If I do make it to the finals then I am okay with it being posted, but that probably won't happen.


----------



## Jorian Meeuse (Tuesday at 4:35 PM)

NigelTheCuber said:


> also one thing: is it ok for me to post the video of 3x3 finals on my channel


I would prefer not


----------



## Cubinginatree (Wednesday at 1:14 AM)

Registered!


----------



## EthanMCuber (Wednesday at 1:47 AM)

Registered!

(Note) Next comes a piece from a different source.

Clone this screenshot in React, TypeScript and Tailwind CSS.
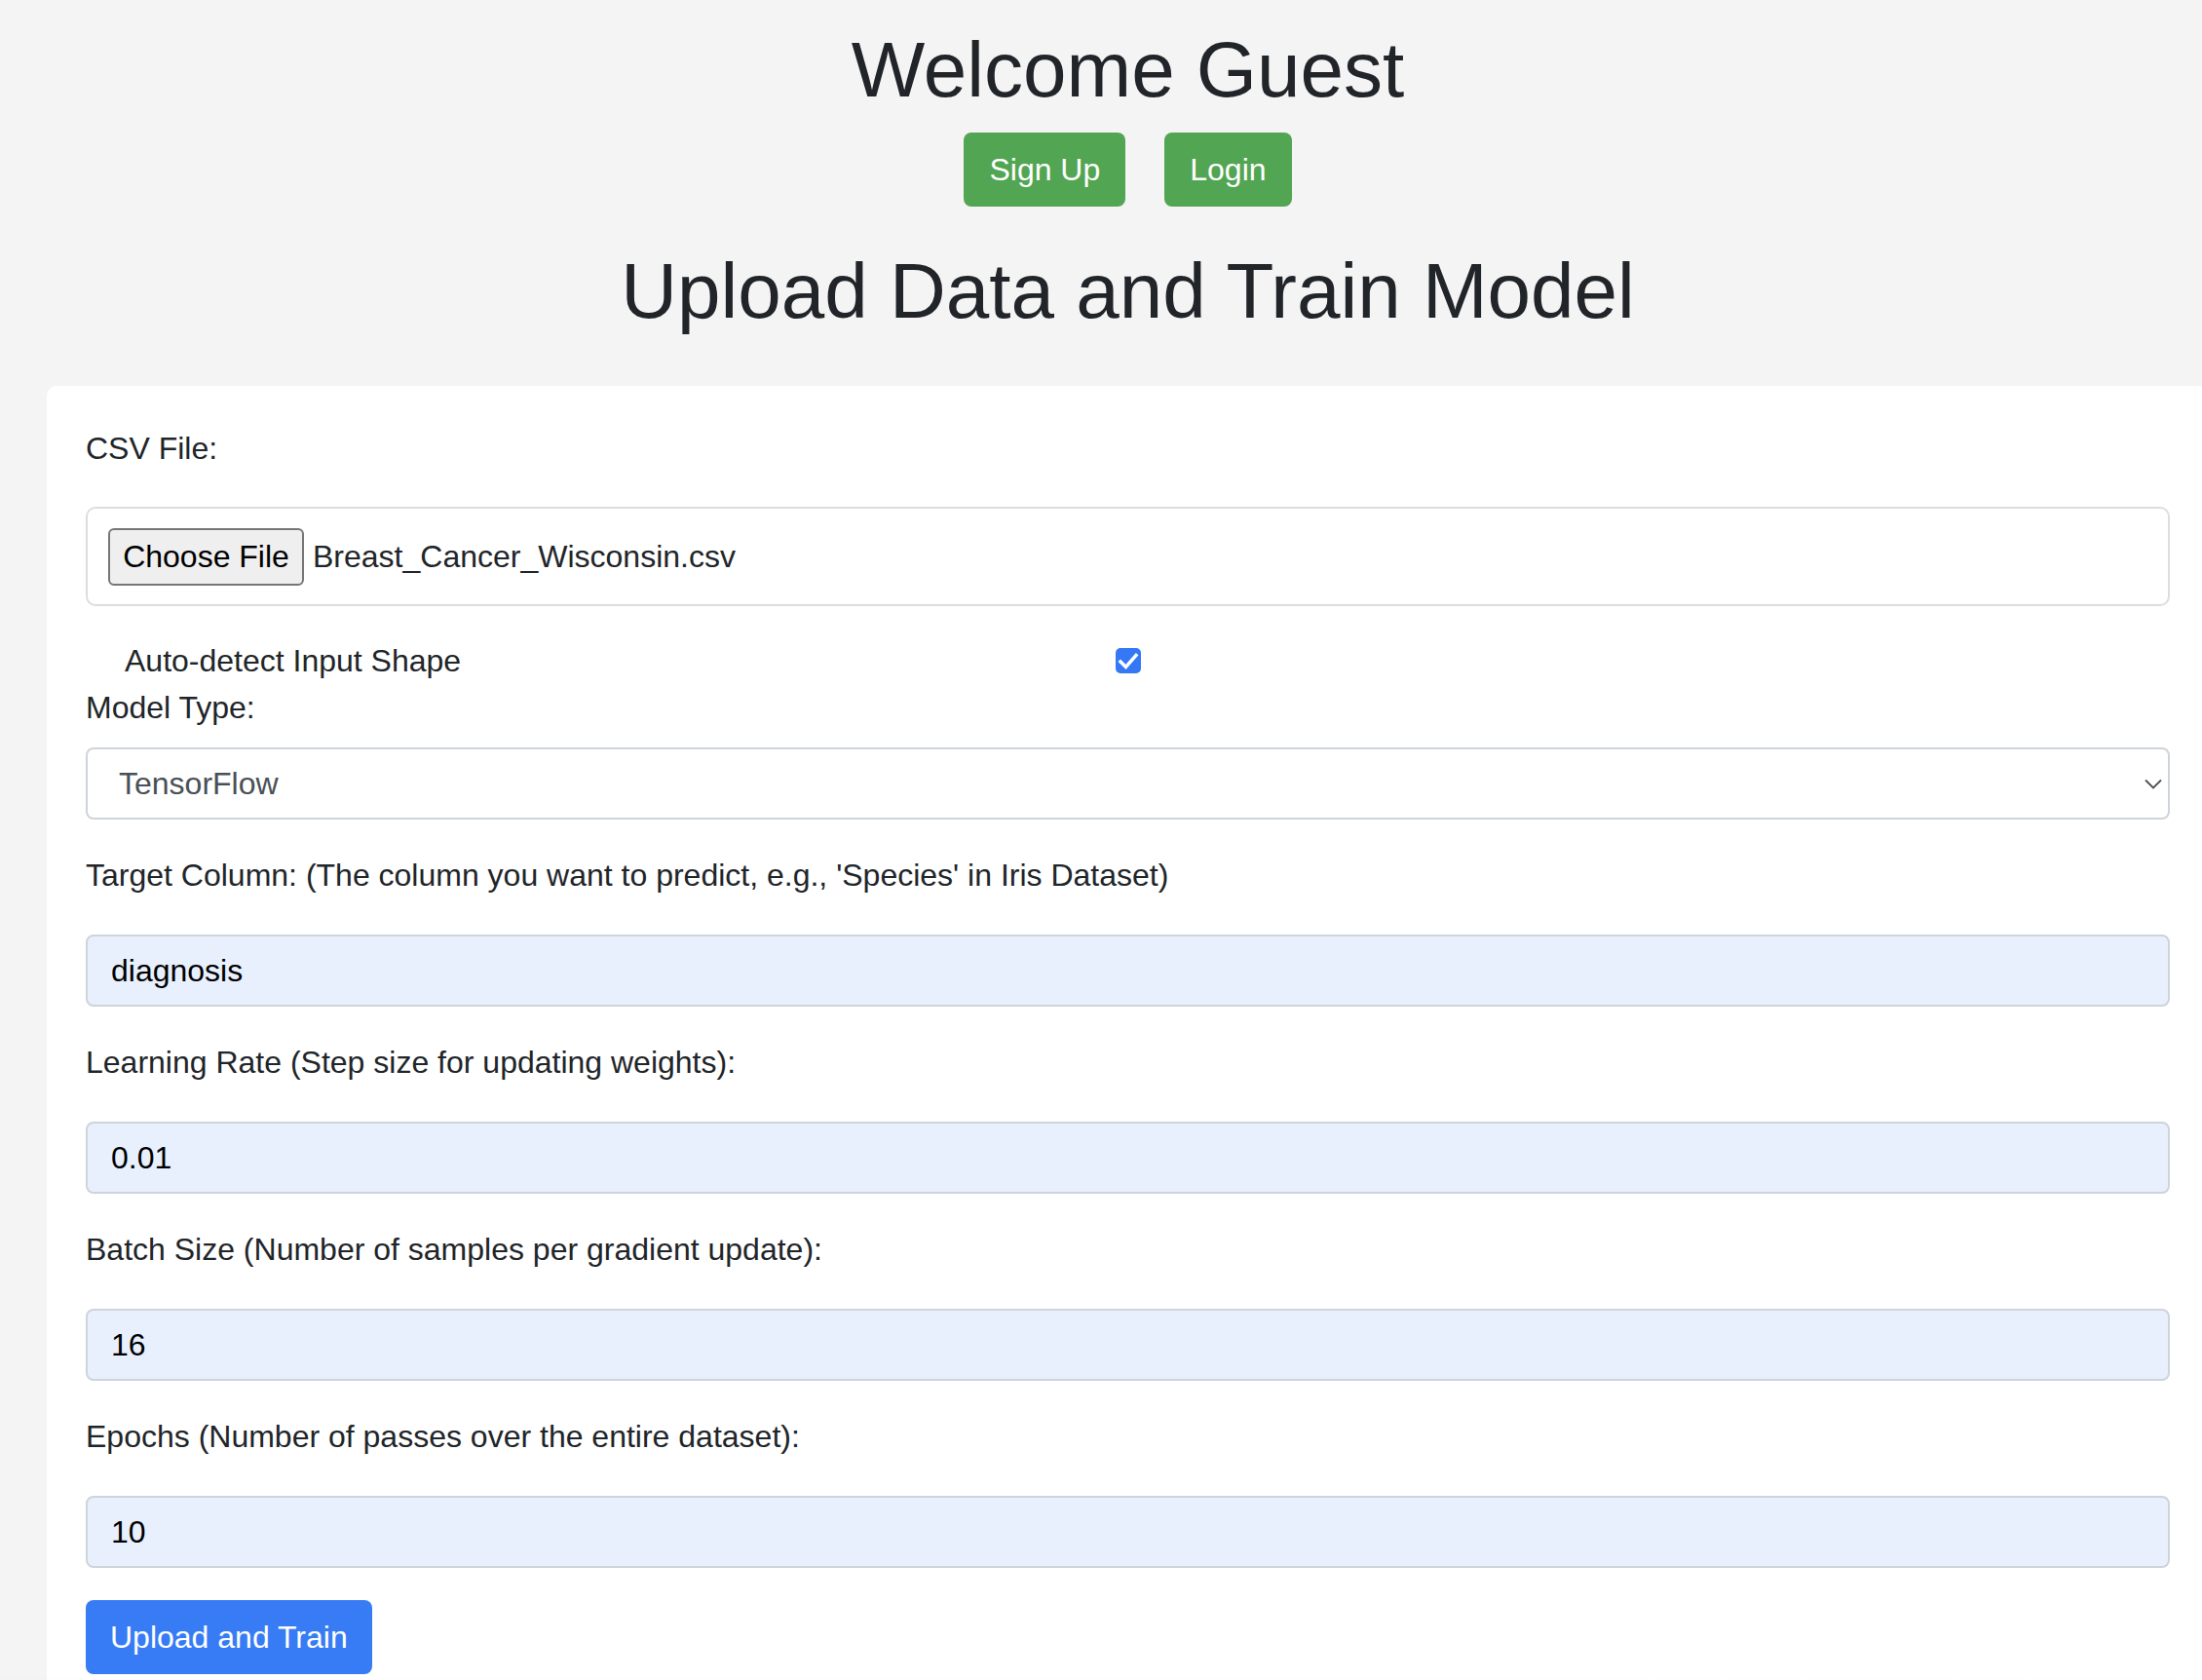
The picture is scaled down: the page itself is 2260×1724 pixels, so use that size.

Hopefully I don’t mess up Pyra lol!


----------



## baseballjello67 (Wednesday at 4:18 AM)

@NigelTheCuber You can put mine because I've been practicing 3x3 recently so I should make finals


----------



## Nevan J (Wednesday at 4:20 AM)

NigelTheCuber said:


> Hey guys, this will be a comp on this website similar to the world cup format (don't sue me for plagiarism).
> 
> So basically there will be round 1 (which should start like now) where pretty much anyone can join (there will be a group format), and the top x (different for each event) will advance to round 2, which works like any other comp. If we get enough participants there will be round 3 aka finals.
> 
> ...


When will the comp be held?

btw I registered


----------



## NigelTheCuber (Wednesday at 5:47 AM)

baseballjello67 said:


> @NigelTheCuber You can put mine because I've been practicing 3x3 recently so I should make finals


Ok



Nevan J said:


> When will the comp be held?
> 
> btw I registered


It will start mid january when we have enough participants


----------



## GeographicalCuber (Wednesday at 1:16 PM)

I’ve registered!


----------



## theviru (Wednesday at 1:17 PM)

I Registered


----------



## GeographicalCuber (Wednesday at 2:11 PM)

NigelTheCuber said:


> also one thing: is it ok for me to post the video of 3x3 finals on my channel


I probably won’t make it, but if I do then I would prefer not to.
also, when is this happening?


----------



## lucazdoescubingstuff (Wednesday at 2:20 PM)

GeographicalCuber said:


> I probably won’t make it, but if I do then I would prefer not to.
> also, when is this happening?


on jan 20


----------